■ Work instructions: Go through the listing beneath this task and return every line that carries the string "table".

■ Data extract:

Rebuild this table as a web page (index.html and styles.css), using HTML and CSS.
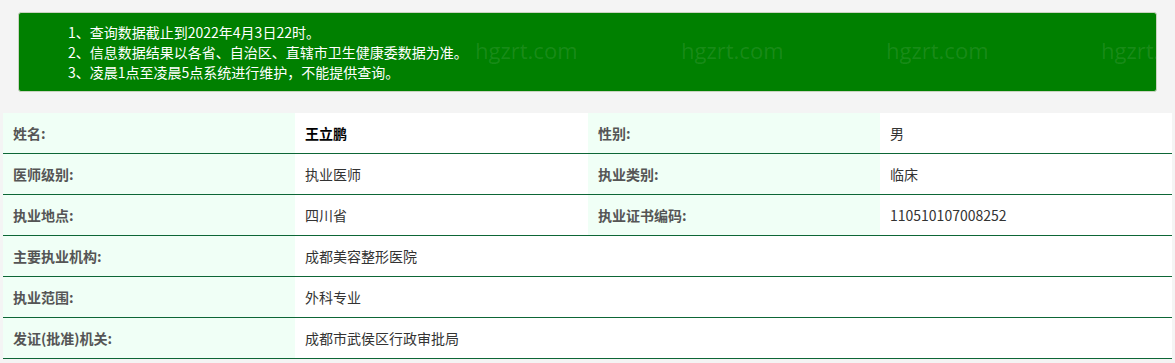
FILE: index.html
```html
<!DOCTYPE html>
<html lang="zh-CN">
<head>
<meta charset="utf-8">
<title>医师执业信息查询</title>
<link rel="stylesheet" href="styles.css">
</head>
<body>
<div class="page">
  <div class="notice">
    <ul class="notice-list">
      <li>1、查询数据截止到2022年4月3日22时。</li>
      <li>2、信息数据结果以各省、自治区、直辖市卫生健康委数据为准。</li>
      <li>3、凌晨1点至凌晨5点系统进行维护，不能提供查询。</li>
    </ul>
    <span class="wm wm-c">hgzrt.com</span>
    <span class="wm wm-d">hgzrt.com</span>
    <span class="wm wm-e">hgzrt.com</span>
    <span class="wm wm-f">hgzrt.</span>
  </div>
  <table class="info">
    <colgroup>
      <col class="c1"><col class="c2"><col class="c3"><col class="c4">
    </colgroup>
    <tr>
      <th>姓名:</th><td class="name">王立鹏</td>
      <th>性别:</th><td>男</td>
    </tr>
    <tr>
      <th>医师级别:</th><td>执业医师</td>
      <th>执业类别:</th><td>临床</td>
    </tr>
    <tr>
      <th>执业地点:</th><td>四川省</td>
      <th>执业证书编码:</th><td>110510107008252</td>
    </tr>
    <tr>
      <th>主要执业机构:</th><td colspan="3">成都美容整形医院</td>
    </tr>
    <tr>
      <th>执业范围:</th><td colspan="3">外科专业</td>
    </tr>
    <tr>
      <th>发证(批准)机关:</th><td colspan="3">成都市武侯区行政审批局</td>
    </tr>
  </table>
</div>
</body>
</html>
```

FILE: styles.css
```css
html, body {
  margin: 0;
  padding: 0;
  background: #f4f4f4;
}

body {
  font-family: "Noto Sans CJK SC", "Noto Sans", "Liberation Sans", sans-serif;
  font-size: 14px;
  color: #333;
}

.page {
  padding: 12px 3px 0;
}

.notice {
  position: relative;
  overflow: hidden;
  margin: 0 15px;
  height: 78px;
  box-sizing: content-box;
  background: #008000;
  border: 1px solid #c9d3c0;
  border-radius: 3px;
}

.notice-list {
  list-style: none;
  margin: 0;
  padding: 9px 0 9px 49px;
  color: #fff;
  line-height: 20px;
  font-size: 14px;
  position: relative;
  z-index: 1;
}

.wm {
  position: absolute;
  font-family: "Open Sans", "Noto Sans", sans-serif;
  font-size: 22px;
  line-height: 24px;
  color: rgba(255, 255, 255, 0.1);
  white-space: nowrap;
  pointer-events: none;
}

.wm-c { left: 456px; top: 25px; }
.wm-d { left: 662px; top: 25px; }
.wm-e { left: 867px; top: 25px; }
.wm-f { left: 1082px; top: 25px; }

.info {
  margin-top: 21px;
  width: 1169px;
  border-collapse: collapse;
  table-layout: fixed;
}

.c1 { width: 292px; }
.c2 { width: 293px; }
.c3 { width: 292px; }
.c4 { width: 292px; }

.info th,
.info td {
  height: 40px;
  padding: 0 10px;
  border-bottom: 1px solid #0d6636;
  text-align: left;
  vertical-align: middle;
  font-size: 14px;
  line-height: 20px;
}

.info th {
  background: #f0fff6;
  color: #555;
  font-weight: bold;
}

.info td {
  background: #fff;
  color: #333;
}

.info td.name {
  color: #000;
  font-weight: bold;
}
```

■ Final result:
Rebuild this table as a web page (index.html and styles.css), using HTML and CSS.
  <table class="info">
  </table>
  table-layout: fixed;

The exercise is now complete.